We can see that the set of equations can also be written as:

$Aa_1 = a_2$, $Aa_2 = a_3$, ... , $Aa_n = a_1$

and by summing all of them we find the first eigenvalue to be 1 (and the corresponding eigenvector $a_1 + a_2 + ... + a_n$).

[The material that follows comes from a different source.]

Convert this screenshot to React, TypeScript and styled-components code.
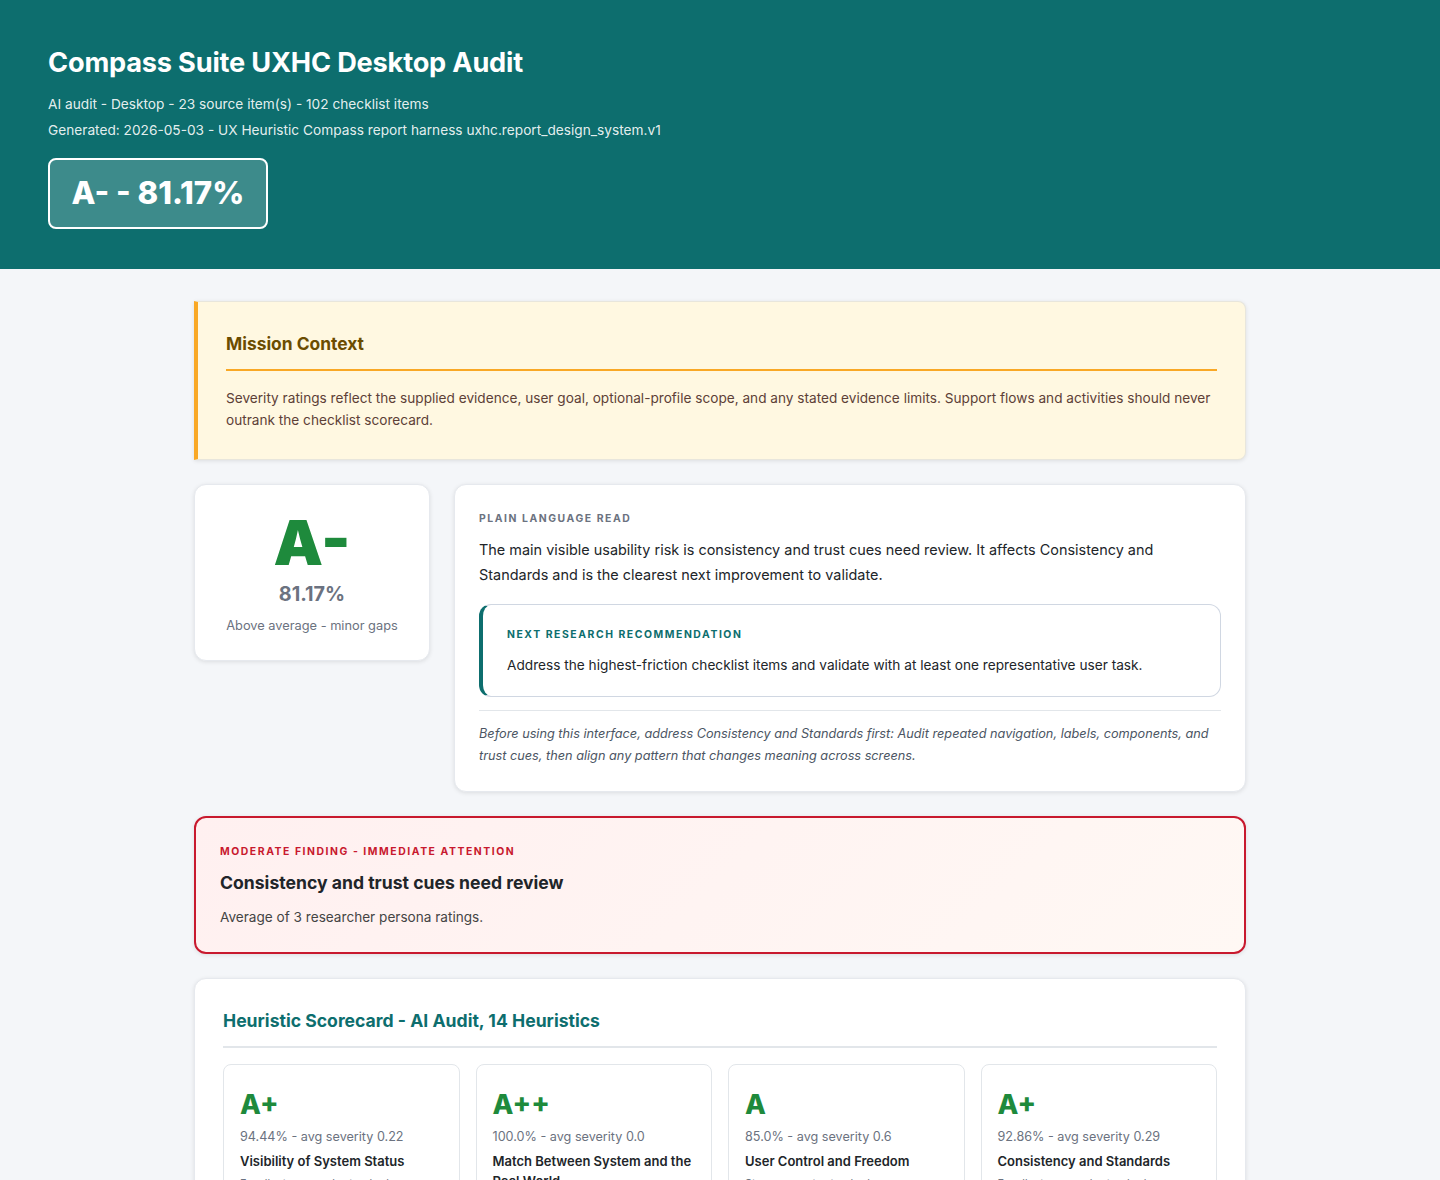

I'm now having a problem finding the other eigenvalues. I wrote down $A$ for a general $x$, which can be written as $x = b_1a_1 + b_2a_2 + ... + b_na_n$, where $b_1, ..., b_n \in \mathbb{R}$, since $a_1, ... , a_n$ are linearly independent in a $n$-dimensional space.

From that I got:

$Ax = A(b_1a_1 + b_2a_2 + ... + b_na_n) = b_1Aa_1 + ... + b_nAa_n = b_1a_2 + ... + b_{n-1}a_n + b_na_1$

so for x to be an eigenvector it has to be

$b_na_1 + b_1a_2 + ... + b_{n-1}a_n = \lambda (b_1a_1 + b_2a_2 + ... + b_na_n)$

which gives another system of equations to find $\lambda$, the eigenvalues. It seems all eigenvalues will be $1$ or $-1$ (I'm just assuming, based on the equations I got), I just have trouble proving it.

Thank you for any help with my problem. :)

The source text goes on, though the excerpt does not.